- _Data excerpts_
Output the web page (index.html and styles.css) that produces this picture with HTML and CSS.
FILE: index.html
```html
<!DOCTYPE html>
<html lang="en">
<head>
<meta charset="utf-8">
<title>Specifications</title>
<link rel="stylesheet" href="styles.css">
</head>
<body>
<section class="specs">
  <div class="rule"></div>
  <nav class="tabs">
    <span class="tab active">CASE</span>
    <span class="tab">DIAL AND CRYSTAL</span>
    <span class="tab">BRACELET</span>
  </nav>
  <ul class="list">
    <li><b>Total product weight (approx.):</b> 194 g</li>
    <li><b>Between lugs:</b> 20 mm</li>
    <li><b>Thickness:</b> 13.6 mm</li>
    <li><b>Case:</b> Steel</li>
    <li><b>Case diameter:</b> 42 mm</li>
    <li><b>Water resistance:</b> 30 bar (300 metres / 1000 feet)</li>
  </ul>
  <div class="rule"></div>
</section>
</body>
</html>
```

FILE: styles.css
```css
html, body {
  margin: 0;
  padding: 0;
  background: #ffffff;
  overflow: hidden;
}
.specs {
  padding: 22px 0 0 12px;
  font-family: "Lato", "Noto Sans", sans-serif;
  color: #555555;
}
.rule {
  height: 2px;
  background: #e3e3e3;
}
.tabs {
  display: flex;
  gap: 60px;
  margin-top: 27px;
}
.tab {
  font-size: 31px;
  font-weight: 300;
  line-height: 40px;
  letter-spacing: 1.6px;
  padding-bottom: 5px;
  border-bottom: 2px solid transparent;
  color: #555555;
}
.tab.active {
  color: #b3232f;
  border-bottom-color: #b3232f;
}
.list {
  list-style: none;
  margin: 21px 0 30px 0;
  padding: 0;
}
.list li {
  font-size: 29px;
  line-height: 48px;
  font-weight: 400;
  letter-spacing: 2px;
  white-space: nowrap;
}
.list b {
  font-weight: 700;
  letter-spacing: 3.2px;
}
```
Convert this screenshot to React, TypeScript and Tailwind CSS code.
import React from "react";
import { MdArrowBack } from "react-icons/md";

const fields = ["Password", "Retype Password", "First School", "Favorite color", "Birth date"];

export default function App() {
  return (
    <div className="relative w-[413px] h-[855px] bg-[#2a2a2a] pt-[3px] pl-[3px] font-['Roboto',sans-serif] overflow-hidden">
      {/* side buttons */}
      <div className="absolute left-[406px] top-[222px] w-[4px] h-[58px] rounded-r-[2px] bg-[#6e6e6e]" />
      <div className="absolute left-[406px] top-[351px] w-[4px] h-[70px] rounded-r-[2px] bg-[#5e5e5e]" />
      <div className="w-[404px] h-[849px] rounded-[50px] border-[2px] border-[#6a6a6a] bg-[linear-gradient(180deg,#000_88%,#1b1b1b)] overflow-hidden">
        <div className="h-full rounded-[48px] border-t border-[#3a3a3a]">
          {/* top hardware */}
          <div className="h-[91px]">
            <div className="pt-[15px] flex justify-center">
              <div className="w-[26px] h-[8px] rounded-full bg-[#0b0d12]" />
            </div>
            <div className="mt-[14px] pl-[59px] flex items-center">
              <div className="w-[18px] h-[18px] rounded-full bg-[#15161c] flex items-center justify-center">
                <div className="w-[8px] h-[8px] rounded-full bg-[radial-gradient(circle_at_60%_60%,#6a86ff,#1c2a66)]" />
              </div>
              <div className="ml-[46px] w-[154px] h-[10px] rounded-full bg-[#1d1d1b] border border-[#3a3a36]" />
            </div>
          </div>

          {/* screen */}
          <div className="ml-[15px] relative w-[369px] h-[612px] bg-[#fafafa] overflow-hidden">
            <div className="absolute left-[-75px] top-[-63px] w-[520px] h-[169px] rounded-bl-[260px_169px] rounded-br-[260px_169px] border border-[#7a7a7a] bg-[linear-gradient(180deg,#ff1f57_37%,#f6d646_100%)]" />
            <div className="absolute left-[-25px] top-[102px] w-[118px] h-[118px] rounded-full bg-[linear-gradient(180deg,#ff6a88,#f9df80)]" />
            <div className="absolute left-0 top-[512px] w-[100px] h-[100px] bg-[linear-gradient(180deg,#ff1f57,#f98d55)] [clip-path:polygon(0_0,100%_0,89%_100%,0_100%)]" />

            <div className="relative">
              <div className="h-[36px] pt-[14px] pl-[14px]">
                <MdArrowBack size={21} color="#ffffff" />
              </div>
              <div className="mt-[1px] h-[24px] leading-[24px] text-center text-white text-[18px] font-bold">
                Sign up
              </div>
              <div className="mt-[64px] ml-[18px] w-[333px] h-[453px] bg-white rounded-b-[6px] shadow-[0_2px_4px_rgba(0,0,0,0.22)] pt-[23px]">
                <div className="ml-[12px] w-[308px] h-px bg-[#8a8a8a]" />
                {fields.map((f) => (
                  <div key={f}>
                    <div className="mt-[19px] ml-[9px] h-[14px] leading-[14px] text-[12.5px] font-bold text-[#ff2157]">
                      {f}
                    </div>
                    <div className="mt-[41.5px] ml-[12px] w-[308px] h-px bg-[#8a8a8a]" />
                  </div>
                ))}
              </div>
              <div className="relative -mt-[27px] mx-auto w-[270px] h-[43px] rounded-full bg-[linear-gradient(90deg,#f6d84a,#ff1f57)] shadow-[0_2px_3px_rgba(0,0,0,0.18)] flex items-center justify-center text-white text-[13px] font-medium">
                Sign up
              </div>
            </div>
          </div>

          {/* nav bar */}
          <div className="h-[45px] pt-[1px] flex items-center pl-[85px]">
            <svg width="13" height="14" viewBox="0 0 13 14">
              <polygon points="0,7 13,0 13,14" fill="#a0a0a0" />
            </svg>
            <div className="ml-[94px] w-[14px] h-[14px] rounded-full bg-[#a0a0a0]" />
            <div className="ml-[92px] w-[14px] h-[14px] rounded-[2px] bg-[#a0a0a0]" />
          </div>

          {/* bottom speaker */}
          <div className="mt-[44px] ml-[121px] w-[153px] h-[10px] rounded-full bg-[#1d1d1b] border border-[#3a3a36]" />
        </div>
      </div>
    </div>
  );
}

- _Exercise requirements_
Collect, from the material above, every line containing the word "styles".

- _Worked answer_
Output the web page (index.html and styles.css) that produces this picture with HTML and CSS.
<link rel="stylesheet" href="styles.css">
FILE: styles.css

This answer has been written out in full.